The first phase, which also consolidated the investment lineups and best features from both plans, is anticipated to effectively provide participants an additional $32 million in retirement savings this year alone, through lower administration and operating costs, Levine says. Besides that, he notes, Raytheon plan participants should receive another $30 million from a higher-yielding stable value fund, plus opportunities to utilize professional management services at no further cost.

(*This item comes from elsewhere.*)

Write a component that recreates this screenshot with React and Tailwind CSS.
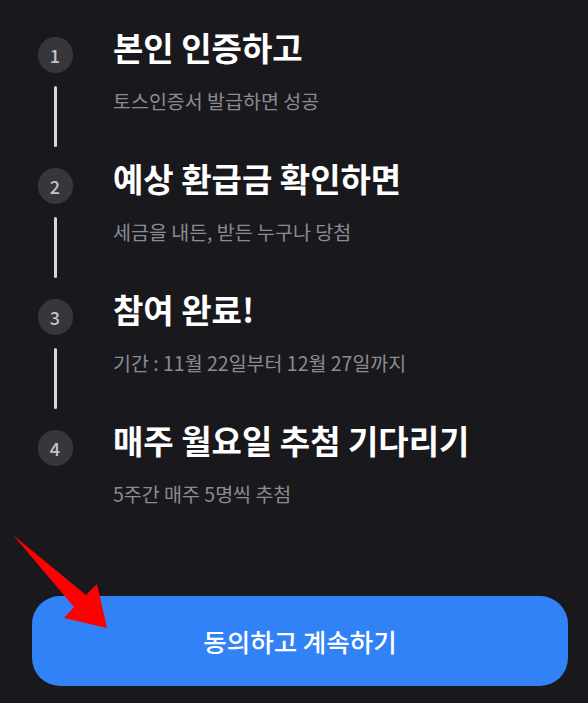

Levine credits Kevin Hanney, senior director, pension investments, also in the Farmington headquarters, “for his vision for the combined plans and leadership in the yearlong preparation for the transition, as well as all the external partners and the hard-working staff at RTX.”

Key to merging the plans, Hanney suggests, was determining commonalities in investing preferences across both sets of employees.

“We were able to establish a harmonized investment policy statement,” he says. “The work that went into that was a detailed analysis of the demographics of both predecessor workforces done in concert with our co-fiduciary on our glide path, AB. Morningstar has since also done its deep-dive analysis of a large portion of the workforce, which was defaulted into its managed account services.”

The plan sponsor focused on creating an investment menu that would maintain financial security for the combined participants, while also providing flexibility for the inevitable times of uncertainty, Hanney says.

The new menu offers 12 investment options. Included, as the qualified default investment alternative, is the AB Lifetime Income Strategy, a proprietary joint project with Raytheon serving as a co-fiduciary for the funds. Duplicate funds between the legacy plans were not an issue, Hanney observes.

The heritage UTC ESP, the much larger of UTC’s plans, included a lineup of custom private-label funds, whereas the legacy Raytheon plan generally did not. The latter did, however, include collective investment trusts.

“In deciding to merge the plans, we concluded that maintaining the custom private-label lineup, but making adjustments to allow for the changes in the demographics, was the right way to go,” Hanney says. “The adjustments were not material; however, we do think it makes sense for us to update our glide path and the composition of our default; that’s why we’re enhancing the default, when the plans merge.”

The combined plan will retain the Lifetime Income Strategy, an in-plan, personalized lifetime income option for participants’ decumulation guaranteed by multiple insurance companies, Levine says.

“[For] retirement income—the financial security [dimension]—it’s important to understand that we have an explicit set of objectives for the plan, and No. 1 is access to a safe and secure … lifetime income strategy,” says Hanney, calling this a “fundamental tenet” of the sponsor’s objectives.

Importantly, the income strategy maintains flexibility to let participants withdraw money, if needed, without fees or penalties, or to allocate differently, as the individual chooses, he adds.

“We can’t tell you exactly what type of uncertainty anyone will face, but we know that virtually every one of us will see something unexpected at some point in life,” Hanney says. “If we haven’t built enough flexibility into it—if we were to choose a default option that involves irreversible, irrevocable decisions—those decisions may turn out to be less than ideal in the future, even if they appear to be the right decision today.”

He adds, “As we designed the custom lifetime income strategy, [along with] everything we’ve done to develop it over the last 10 years, we’ve kept the idea of flexibility and optionality as a fundamental principle in those design decisions.”